Yes, it’s not the most original plot out there, but unless your name is George A. Romero, you don’t get to call your zombie project “original” anymore.
Gameplay: River City Ransom meets Left 4 Dead
For readers unfamiliar with River City Ransom, it’s a classic NES beat-em-up that incorporated RPG elements (stats-building, item buying, etc.). Dead Pixels follows the same premise. You shoot your way through hordes of increasingly-tougher zombies (including boss zombies), collecting cash, loot buildings for items, and buy or sell items at shops. The game randomly generates levels each time you play, so no playthrough is ever the same as another.
There are four main types of weapons that players can use in Dead Pixels, each color-coded to correspond with the correct ammo type. Red weapons are shotguns, blue weapons are semi-auto pistols and rifles, green weapons are full-auto guns, and yellow weapons are fire-based weapons. Thrown weapons also come in handy when clusters of zombies block the only way out. Weapons and ammo are found by looting homes and businesses or buying them at traders, but you can melee zombies if you run out of ammo. Since zombies respawn indefinitely and ammo does not, the game encourages you to play smart, and decide when you need to run past zombies or shoot them.
The RPG elements are pretty basic. You can level up your character’s health, carrying limit, damage, luck and other stats by purchasing upgrades at traders. Traders also sell items that can be used to heal or buff your character or distract zombies.
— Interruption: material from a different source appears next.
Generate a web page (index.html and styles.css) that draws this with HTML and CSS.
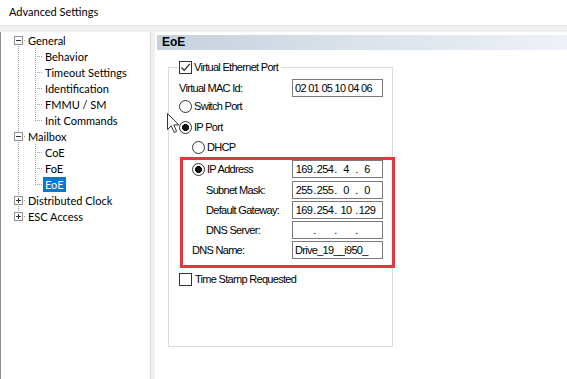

Dead Pixels supports local co-op (no Xbox Live functionality), so you and a friend can team up and tackle the game together. The game becomes a lot more fun when you thrown in a second player. Players can trade weapons, ammo and items with one another, looting buildings turns up twice as much loot, and boss fights become a bit easier. If one player dies, his character will become zombified and attack the other player, but reaching a trader will revive him with all his weapons, ammo, items and money.
There are 3 difficulty levels, Easy, Normal, and Hard, which don’t actually change the game’s core difficulty, but rather how many streets you need to pass. Easy ends at 10, Normal at 20, and Hard at 30. By playing solo or with a friend, a Normal or Hard game shouldn’t take more than 2 hours.
Presentation: 8-bit Grindhouse
The first thing you’ll notice about Dead Pixels‘ presentation is that it looks like an old NES 8-bit title. So don’t expect Skyrim-levels of graphics, but the 8-bit nostalgia factory definitely works to the game’s charm. It also plays around with a “Grindhouse”-style presentation, from the film grain effect muddying up the graphics, hard rock soundtrack, and (optional) narrated intermission slide that appears at the halfway point in each game. Dead Pixels also includes references to other zombie-themed titles, such as Left 4 Dead, Resident Evil, and Evil Dead. My favorite callback was the reference to Resident Evil, where Beethoven’s Moonlight Sonata plays during the trade menu.
Gamers Leak Recommendation: Buy it
It’s pretty hard to muck up a game about zombies (though it certainly is possible), but given the saturation of zombie titles in the market nowadays, it’s also difficult to make one that’s actually kind of fun. Not only has Can’t Strafe Right Studios developed a hit, they’ve promised free DLC updates for every sale milestone they reach. Their first milestone, 4000 sales, has already been reached and the studio is working The Solution, a scenario that takes place after events in the campaign. At 10000 sales, CSR will release Last Stand, which, as the name suggests, adds an infinite survival mode. Dead Pixels is available on Xbox Live Marketplace for 80 Microsoft Points (1 USD in real life), so there’s really no excuse for you not to buy this. As with all indie games, Dead Pixels has a trial version if you want to try before you buy, so go check it out.